The FCC says the step stems from an investigation into possible violations of anti-discrimination rules tied to Disney's DEI programs and separate scrutiny of shows like The View. But it follows days of pressure from Trump and the White House for ABC to fire Kimmel over a joke about Melania Trump and his criticism of the administration. Public-interest lawyers and press-freedom advocates say the timing makes the action look like political payback for protected speech. "This weapon certainly hasn't been deployed against a major broadcaster in many decades," media lawyer Andrew Jay Schwartzman tells CNN.

The order doesn't affect ABC's broadcasts for now at the eight stations, or at the more than 200 ABC-affiliated stations owned by other companies. Schwartzman says the legal bar to actually revoke a license is "almost insurmountable," though the New York Times reports that "months, if not years of legal wrangling" are now probably inevitable. Disney called its ABC stations longstanding, rule-abiding public servants and said it is confident it meets the FCC's "character" and public-interest standards under the Communications Act and the First Amendment.

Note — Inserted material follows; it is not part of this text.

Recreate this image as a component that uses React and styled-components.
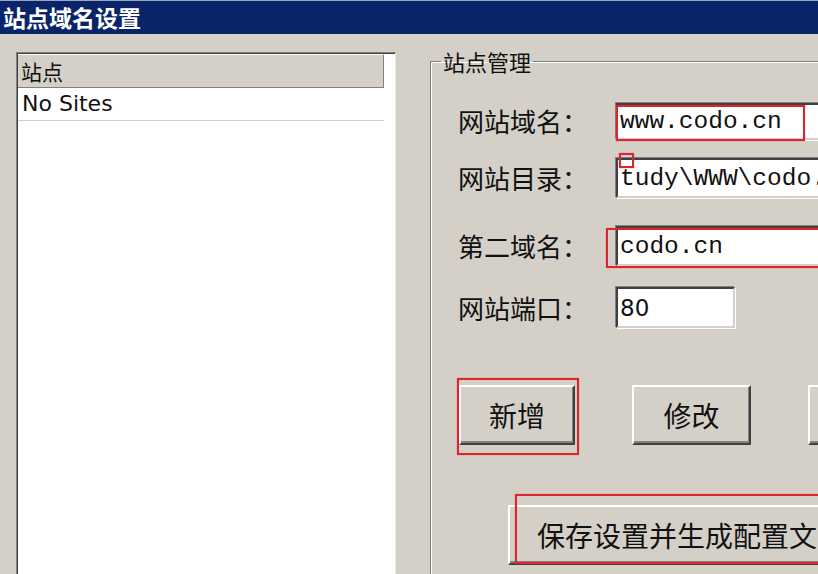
import React from 'react'
import styled, { createGlobalStyle } from 'styled-components'

const GlobalStyle = createGlobalStyle`
  html, body {
    margin: 0;
    padding: 0;
    background: #d4d0c8;
    overflow: hidden;
  }
`

const Window = styled.div`
  width: 818px;
  height: 574px;
  overflow: hidden;
  background: #d4d0c8;
  display: flex;
  flex-direction: column;
  font-family: "Noto Sans CJK SC", sans-serif;
  color: #111;
`

const TitleBar = styled.div`
  flex: none;
  height: 34px;
  box-sizing: border-box;
  border-top: 1px solid #9aa6c4;
  background: #0a246a;
  color: #fff;
  font-weight: 700;
  font-size: 23px;
  line-height: 1;
  display: flex;
  align-items: center;
  padding-left: 3px;
`

const Body = styled.div`
  flex: 1;
  display: flex;
  align-items: flex-start;
  gap: 34px;
  padding: 18px 0 0 16px;
`

const ListView = styled.div`
  flex: none;
  width: 380px;
  height: 560px;
  box-sizing: border-box;
  background: #fff;
  border: 1px solid;
  border-color: #808080 #e8e8e8 #e8e8e8 #808080;
  box-shadow: inset 1px 1px 0 #404040;
  padding: 1px 0 0 1px;
`

const ListHeader = styled.div`
  width: 366px;
  height: 34px;
  box-sizing: border-box;
  background: #d4d0c8;
  border-top: 1px solid #fff;
  border-bottom: 1px solid #808080;
  border-right: 1px solid #808080;
  font-size: 21px;
  line-height: 32px;
  padding-left: 3px;
`

const ListRow = styled.div`
  width: 366px;
  height: 33px;
  box-sizing: border-box;
  border-bottom: 1px solid #d0d0d0;
  font-family: "DejaVu Sans", sans-serif;
  font-size: 22px;
  line-height: 32px;
  padding-left: 4px;
`

const GroupBox = styled.fieldset`
  flex: none;
  margin: -4px 0 0;
  padding: 0;
  width: 480px;
  height: 600px;
  box-sizing: border-box;
  border: 1px solid #808080;
  box-shadow: inset 1px 1px 0 #fff;
  min-width: 0;
`

const Legend = styled.legend`
  margin-left: 10px;
  padding: 0 2px;
  font-size: 22px;
  line-height: 26px;
`

const Form = styled.div`
  display: flex;
  flex-direction: column;
  padding-left: 27px;
`

const Row = styled.div`
  display: flex;
  align-items: center;
  height: ${p => p.$h}px;
  margin-top: ${p => p.$top}px;
`

const Label = styled.div`
  flex: none;
  width: 158px;
  font-size: 26px;
  line-height: 1;
`

const TextBox = styled.div`
  position: relative;
  flex: none;
  width: ${p => p.$w}px;
  height: ${p => p.$h}px;
  box-sizing: border-box;
  background: #fff;
  border: 2px solid;
  border-color: #404040 #d4d0c8 #d4d0c8 #404040;
  box-shadow: -1px -1px 0 #808080, 1px 1px 0 #fff;
  display: flex;
  align-items: center;
  padding-left: 2px;
  font-family: ${p => (p.$sans ? '"DejaVu Sans", sans-serif' : '"Liberation Mono", monospace')};
  font-size: ${p => (p.$sans ? 23 : 24.5)}px;
  white-space: nowrap;
  overflow: visible;
`

const Mark = styled.span`
  position: absolute;
  box-sizing: border-box;
  border: 2px solid #e0242b;
  box-shadow: 0 0 1px rgba(224, 36, 43, 0.6);
  pointer-events: none;
`

const ButtonRow = styled.div`
  display: flex;
  gap: 57px;
  margin-top: 57px;
  padding-left: 1px;
`

const Button = styled.div`
  position: relative;
  flex: none;
  width: ${p => p.$w}px;
  height: 60px;
  box-sizing: border-box;
  background: #d4d0c8;
  border: 2px solid;
  border-color: #fff #404040 #404040 #fff;
  box-shadow: inset -1px -2px 0 #808080;
  display: flex;
  align-items: center;
  justify-content: ${p => (p.$wide ? 'flex-start' : 'center')};
  padding-left: ${p => (p.$wide ? 27 : 0)}px;
  font-size: 28px;
  line-height: 1;
  white-space: nowrap;
`

const WideRow = styled.div`
  display: flex;
  margin-top: 60px;
  padding-left: 50px;
`

export default function App() {
  return (
    <Window>
      <GlobalStyle />
      <TitleBar>站点域名设置</TitleBar>
      <Body>
        <ListView>
          <ListHeader>站点</ListHeader>
          <ListRow>No Sites</ListRow>
        </ListView>

        <GroupBox>
          <Legend>站点管理</Legend>
          <Form>
            <Row $top={28} $h={38}>
              <Label>网站域名：</Label>
              <TextBox $w={260} $h={37}>
                www.codo.cn
                <Mark style={{ left: -2, top: 0, width: 189, height: 36 }} />
              </TextBox>
            </Row>
            <Row $top={18} $h={40}>
              <Label>网站目录：</Label>
              <TextBox $w={260} $h={40}>
                tudy\WWW\codo.
                <Mark style={{ left: 1, top: -7, width: 15, height: 15 }} />
              </TextBox>
            </Row>
            <Row $top={28} $h={40}>
              <Label>第二域名：</Label>
              <TextBox $w={260} $h={40}>
                codo.cn
                <Mark style={{ left: -12, top: 0, width: 300, height: 40 }} />
              </TextBox>
            </Row>
            <Row $top={21} $h={41}>
              <Label>网站端口：</Label>
              <TextBox $w={119} $h={41} $sans>
                80
              </TextBox>
            </Row>

            <ButtonRow>
              <Button $w={116}>
                新增
                <Mark style={{ left: -4, top: -9, width: 122, height: 77 }} />
              </Button>
              <Button $w={119}>修改</Button>
              <Button $w={119} />
            </ButtonRow>

            <WideRow>
              <Button $w={420} $wide>
                保存设置并生成配置文
                <Mark style={{ left: 5, top: -13, width: 420, height: 70 }} />
              </Button>
            </WideRow>
          </Form>
        </GroupBox>
      </Body>
    </Window>
  )
}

  • Anna Gomez, the only Democrat on the commission, condemned the move, Deadline reports. "This is unprecedented, unlawful, and going nowhere. It is a political stunt and it won't stick," she said in a statement. "Companies should challenge it head-on. The First Amendment is on their side."
  • "The First Amendment and the FCC's mandate do not permit the agency to use broadcast licenses as weapons to punish broadcasters for constitutionally protected content they air," Seth Stern, chief of advocacy for the Freedom of the Press Foundation, said in a statement. "Brendan Carr was once a serious communications lawyer, and has repeatedly and correctly said that the FCC has no role in policing content, whether news reporting or comedians' late-night jokes."